Mystérieuses dernières années
Elles ont ainsi découvert qu’Odette a marqué les esprits, mais pas de façon toujours positive. « Elle était colérique et autoritaire, à la différence de Marion qui a souvent dû arrondir les angles avec leurs interlocuteurs, car Odette pouvait vraiment se montrer insupportable, explique Catherine Faye à Causette. À certains endroits, elle n’a pas du tout laissé un bon souvenir. » Il faut également remettre la démarche d’Odette et Marion dans un contexte de colonisation : « Elles ont rapporté une foule d’objets, ce qui correspond quand même à du pillage », estime Marine Sanclemente.
« Elle était colérique et autoritaire, à la différence de Marion qui a souvent dû arrondir les angles avec leurs interlocuteurs »
Catherine Faye, journaliste
Après leur dernier voyage, les comparses ne retourneront pas en France. Ni en Mauritanie. Parce qu’elle défend le rattachement du pays au Maroc, Odette se brouille avec nombre de Maures. Le couple s’installe à Rabat, où Marion meurt dix-sept ans plus tard. Odette disparaît à son tour en 1991, dans la solitude et l’indifférence la plus totale.
La fin de sa vie est entourée de mystères dont les versions diffèrent. Selon Monique Vérité, elle aurait été nommée documentaliste au ministère de l’Information, puis cheffe du bureau de préhistoire au musée des Antiquités de Rabat. Pour les autrices Marine Sanclemente et Catherine Faye, l’histoire serait tout autre. « Elle n’existe pas dans les archives », assure Marine Sanclemente. À force de sonner aux portes, elles apprennent que les deux Françaises auraient espionné pour le compte du Maroc – transmettant notamment de précieux renseignements sur la Mauritanie.

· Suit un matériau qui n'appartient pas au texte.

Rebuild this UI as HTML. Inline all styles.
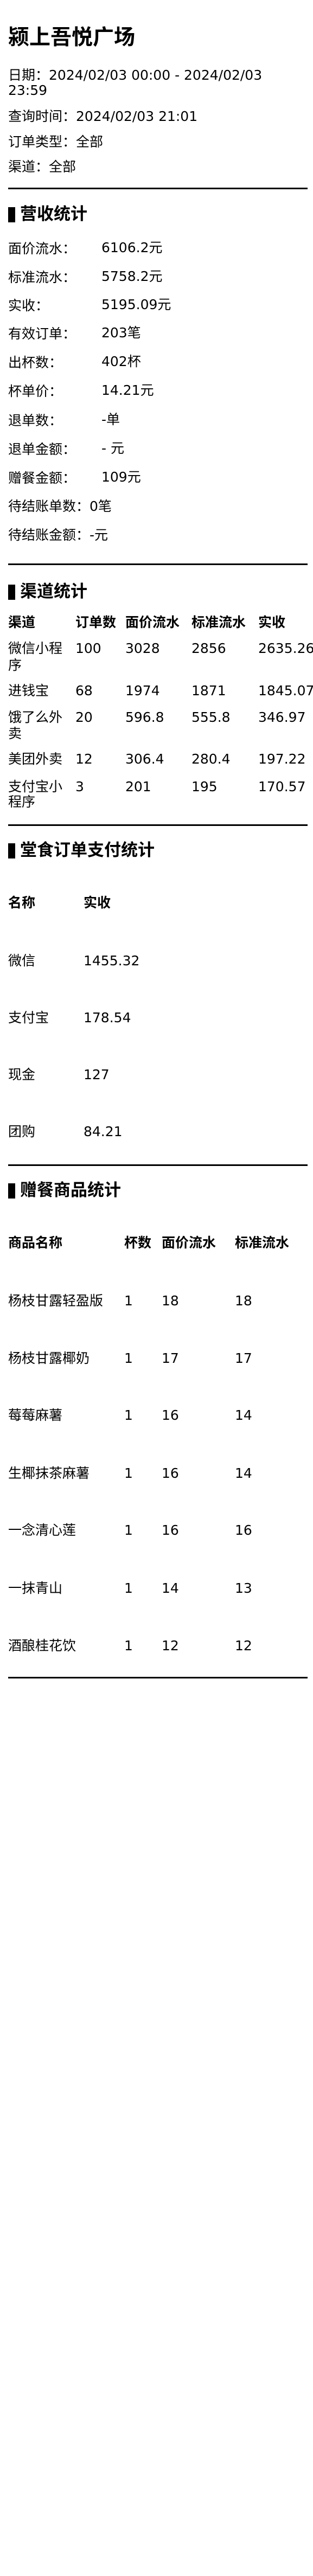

Mais qu’importe, finalement, la vérité sur Odette du Puigaudeau. Le flou entretenu sur ses dernières années est à son image. Celle d’une femme complexe, que l’on ne peut ranger dans une seule case. Aujourd’hui, une école marocaine du Sahara occidental porte tout de même son patronyme. À Rennes, Nantes et Saint-Nazaire, quelques rues également. Un maigre héritage pour celle qui rêvait de se faire un nom.